EX-3.1 2 ea188243ex3-1_redwoods.htm CERTIFICATE OF AMENDMENT, DATED NOVEMBER 13, 2023, TO AMENDED AND RESTATED CERTIFICATE OF INCORPORATION OF RWOD

Exhibit 3.1

 

CERTIFICATE OF AMENDMENT TO THE
AMENDED AND RESTATED
CERTIFICATE OF INCORPORATION
OF
REDWOODS ACQUISITION CORP.

 

Redwoods Acquisition Corp., a corporation organized and existing under the by virtue of the General Corporation Law of the State of Delaware (the “DGCL”), does hereby certify:

 

1.The name of the corporation is Redwoods Acquisition Corp. The corporation was originally incorporated pursuant to the DGCL on March 16, 2021.

 

2.The date of filing of the corporation’s original Certificate of Incorporation with the Secretary of State of the State of Delaware was March 16, 2021 (and it was thereafter amended by a Certificate of Amendment to the Certificate of Incorporation on February 17, 2022) and the date of filing the corporation’s Amended and Restated Certificate of Incorporation with the Secretary of State of the State of Delaware was March 30, 2022 (and it was thereafter amended by a Certificate of Amendment to the Amended and Restated Certificate of Incorporation on April 4, 2023) (the “Amended and Restated Certificate of Incorporation”).

 

3.The Board of Directors of the corporation has duly adopted resolutions setting forth proposed amendments to the Amended and Restated Certificate of Incorporation, declaring said amendment to be advisable and in the best interests of the corporation and its stockholders and authorizing the appropriate officers of the corporation to solicit the consent of the stockholders therefor, which resolutions setting forth the proposed amendment are substantially as follows:

 

RESOLVED, that Article Sixth (D) and (H) of the Amended and Restated Certificate of Incorporation are hereby amended and restated in the entirety as follows:

 

“D. In the event that the Corporation does not consummate a Business Combination by (i) 20 months from the consummation of the IPO or (ii) up to 32 months from the consummation of the IPO if the Corporation elects to extend the amount of time to complete a Business Combination on a monthly basis up to twelve times (but in no event to a date later than December 4, 2024) in accordance with the terms of the Investment Management Trust Agreement between the Corporation and Continental Stock Transfer & Trust Company (in any case, such date being referred to as the “Termination Date”), the Corporation shall (i) cease all operations except for the purposes of winding up, (ii) as promptly as reasonably possible but not more than ten business days thereafter redeem 100% of the IPO Shares for cash for a redemption price per share as described below (which redemption will completely extinguish such holders’ rights as stockholders, including the right to receive further liquidation distributions, if any), subject to applicable law, and (iii) as promptly as reasonably possible following such redemption, subject to approval of the Corporation’s then stockholders and subject to the requirements of the GCL, including the adoption of a resolution by the Board of Directors pursuant to Section 275(a) of the GCL finding the dissolution of the Corporation advisable and the provision of such notices as are required by said Section 275(a) of the GCL, dissolve and liquidate the balance of the Corporation’s net assets to its remaining stockholders, as part of the Corporation’s plan of dissolution and liquidation, subject (in the case of (ii) and (iii) above) to the Corporation’s obligations under the GCL to provide for claims of creditors and other requirements of applicable law.

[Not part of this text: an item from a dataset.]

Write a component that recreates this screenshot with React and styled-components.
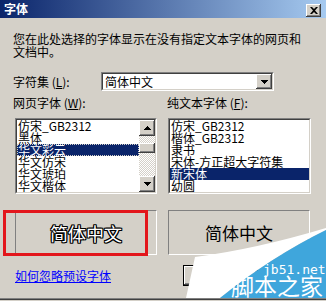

In such event, the per share redemption price shall be equal to a pro rata share of the Trust Account plus any pro rata interest earned on the funds held in the Trust Account and not previously released to the Corporation to pay its taxes divided by the total number of IPO Shares then outstanding.”

 

“H. If any amendment is made to this Article Sixth that would (A) modify the substance or timing of the Corporation’s obligation to provide for the conversion of the IPO Shares in connection with an initial Business Combination or to redeem 100% of the IPO Shares if the Corporation has not consummated an initial Business Combination within 20 months (or up to 32 months in accordance with the terms of the Investment Management Trust Agreement between the Corporation and Continental Stock Transfer & Trust Company) from the date of the from the consummation of the IPO or (B) with respect to any other provision in this Article Sixth, the holders of IPO Shares shall be provided with the opportunity to redeem their IPO Shares upon the approval of any such amendment, at the per-share price specified in paragraph C above.”

 

4.That thereafter, said amendment was duly adopted by the affirmative vote of the holders of a majority of the stock entitled to vote at a meeting of stockholders in accordance with the provisions of Section 242 of the DGCL.

 

IN WITNESS WHEREOF, the corporation has caused this Certificate of Amendment to be signed this day of November 13, 2023.